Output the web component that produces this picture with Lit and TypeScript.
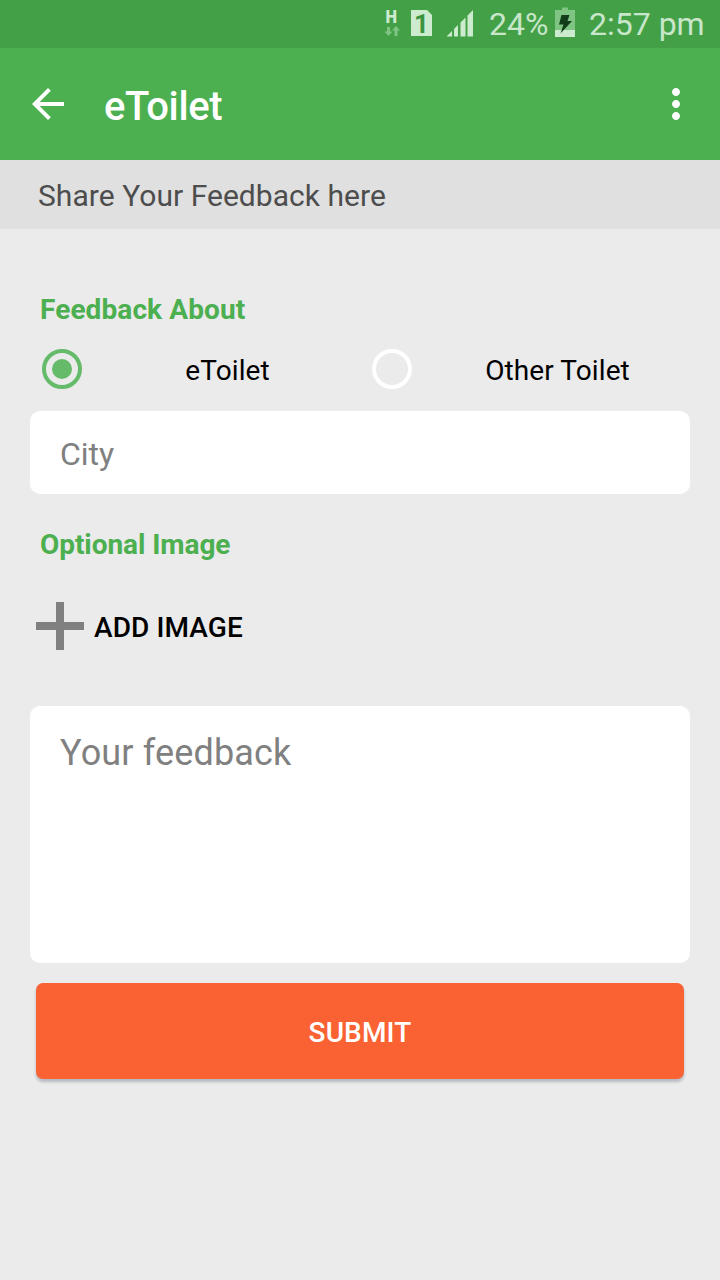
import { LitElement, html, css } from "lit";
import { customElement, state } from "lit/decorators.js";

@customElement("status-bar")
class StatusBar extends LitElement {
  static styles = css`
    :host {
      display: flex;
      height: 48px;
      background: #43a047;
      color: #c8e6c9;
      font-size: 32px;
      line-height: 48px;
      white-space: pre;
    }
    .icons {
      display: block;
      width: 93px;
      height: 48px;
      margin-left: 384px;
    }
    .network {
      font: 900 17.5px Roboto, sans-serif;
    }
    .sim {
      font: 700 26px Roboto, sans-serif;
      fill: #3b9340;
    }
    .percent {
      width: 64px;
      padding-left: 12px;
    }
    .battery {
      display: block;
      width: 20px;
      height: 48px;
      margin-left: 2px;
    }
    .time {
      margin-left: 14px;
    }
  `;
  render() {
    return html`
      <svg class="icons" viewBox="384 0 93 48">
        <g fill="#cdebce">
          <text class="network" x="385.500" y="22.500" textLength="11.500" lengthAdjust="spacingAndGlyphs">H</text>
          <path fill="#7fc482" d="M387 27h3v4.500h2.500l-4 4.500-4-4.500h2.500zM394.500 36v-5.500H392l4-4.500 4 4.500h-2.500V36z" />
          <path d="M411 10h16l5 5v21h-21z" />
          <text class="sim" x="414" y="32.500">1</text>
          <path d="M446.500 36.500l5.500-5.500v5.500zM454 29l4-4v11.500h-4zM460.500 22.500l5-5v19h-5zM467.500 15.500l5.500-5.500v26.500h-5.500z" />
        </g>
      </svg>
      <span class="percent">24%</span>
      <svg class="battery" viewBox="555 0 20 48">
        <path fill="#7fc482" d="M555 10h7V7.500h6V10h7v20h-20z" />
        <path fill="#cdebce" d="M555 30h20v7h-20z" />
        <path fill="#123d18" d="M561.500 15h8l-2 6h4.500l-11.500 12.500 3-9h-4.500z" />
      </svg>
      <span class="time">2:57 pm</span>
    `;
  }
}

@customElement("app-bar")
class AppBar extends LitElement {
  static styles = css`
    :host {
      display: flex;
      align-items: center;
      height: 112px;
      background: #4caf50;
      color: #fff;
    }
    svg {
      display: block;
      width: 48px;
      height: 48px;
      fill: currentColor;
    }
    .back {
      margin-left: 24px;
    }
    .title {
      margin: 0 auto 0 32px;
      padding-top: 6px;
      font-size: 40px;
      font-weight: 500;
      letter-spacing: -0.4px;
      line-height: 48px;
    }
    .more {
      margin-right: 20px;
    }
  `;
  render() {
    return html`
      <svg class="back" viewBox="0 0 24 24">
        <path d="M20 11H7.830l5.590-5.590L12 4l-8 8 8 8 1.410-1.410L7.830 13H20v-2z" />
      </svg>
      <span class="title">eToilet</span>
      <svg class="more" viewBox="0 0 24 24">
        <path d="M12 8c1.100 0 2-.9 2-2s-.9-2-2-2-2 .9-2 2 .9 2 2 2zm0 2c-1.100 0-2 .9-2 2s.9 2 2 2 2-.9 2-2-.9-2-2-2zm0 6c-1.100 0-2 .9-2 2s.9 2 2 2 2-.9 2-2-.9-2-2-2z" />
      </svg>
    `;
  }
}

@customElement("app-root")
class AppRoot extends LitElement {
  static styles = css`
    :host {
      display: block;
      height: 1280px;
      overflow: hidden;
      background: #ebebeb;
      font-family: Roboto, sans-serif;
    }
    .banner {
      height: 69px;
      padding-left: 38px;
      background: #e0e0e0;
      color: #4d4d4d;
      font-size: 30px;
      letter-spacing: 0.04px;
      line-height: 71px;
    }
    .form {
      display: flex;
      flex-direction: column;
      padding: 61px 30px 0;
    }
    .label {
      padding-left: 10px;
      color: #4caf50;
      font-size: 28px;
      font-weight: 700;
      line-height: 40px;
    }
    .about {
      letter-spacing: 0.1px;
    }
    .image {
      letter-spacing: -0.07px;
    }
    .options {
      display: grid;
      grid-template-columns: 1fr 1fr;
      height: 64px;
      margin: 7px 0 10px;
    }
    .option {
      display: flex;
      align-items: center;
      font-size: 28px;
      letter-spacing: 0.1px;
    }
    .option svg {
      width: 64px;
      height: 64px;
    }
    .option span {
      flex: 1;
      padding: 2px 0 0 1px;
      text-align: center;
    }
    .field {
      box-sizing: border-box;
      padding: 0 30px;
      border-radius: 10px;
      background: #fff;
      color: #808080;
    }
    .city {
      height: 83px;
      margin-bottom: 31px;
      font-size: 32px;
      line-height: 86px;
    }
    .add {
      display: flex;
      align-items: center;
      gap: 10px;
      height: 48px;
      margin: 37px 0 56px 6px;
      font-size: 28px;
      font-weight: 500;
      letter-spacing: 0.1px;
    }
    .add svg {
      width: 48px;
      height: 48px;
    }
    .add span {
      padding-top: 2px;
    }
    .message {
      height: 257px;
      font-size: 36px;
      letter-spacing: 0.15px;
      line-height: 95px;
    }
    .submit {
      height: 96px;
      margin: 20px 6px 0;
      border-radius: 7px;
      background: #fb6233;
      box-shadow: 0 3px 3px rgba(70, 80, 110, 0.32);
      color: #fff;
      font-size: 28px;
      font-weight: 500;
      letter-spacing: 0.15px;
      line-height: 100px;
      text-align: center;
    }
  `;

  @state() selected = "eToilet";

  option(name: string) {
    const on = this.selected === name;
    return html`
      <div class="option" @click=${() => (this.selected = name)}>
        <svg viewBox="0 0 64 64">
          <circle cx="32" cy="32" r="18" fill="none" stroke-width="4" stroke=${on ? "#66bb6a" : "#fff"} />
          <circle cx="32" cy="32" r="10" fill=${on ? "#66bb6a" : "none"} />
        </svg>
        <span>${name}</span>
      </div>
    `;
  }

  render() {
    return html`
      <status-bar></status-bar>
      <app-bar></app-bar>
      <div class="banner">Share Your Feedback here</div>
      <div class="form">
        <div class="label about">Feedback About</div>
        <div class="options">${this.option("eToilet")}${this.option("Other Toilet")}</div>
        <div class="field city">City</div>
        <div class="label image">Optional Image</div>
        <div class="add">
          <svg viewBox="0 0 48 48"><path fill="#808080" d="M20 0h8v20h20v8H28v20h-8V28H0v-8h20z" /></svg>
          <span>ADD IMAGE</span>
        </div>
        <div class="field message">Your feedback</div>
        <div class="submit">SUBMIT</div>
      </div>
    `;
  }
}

=== Task requirements ===
Go through the listing above and return every line where the word "this" occurs.

=== Problem solution ===
Output the web component that produces this picture with Lit and TypeScript.
    const on = this.selected === name;
      <div class="option" @click=${() => (this.selected = name)}>
        <div class="options">${this.option("eToilet")}${this.option("Other Toilet")}</div>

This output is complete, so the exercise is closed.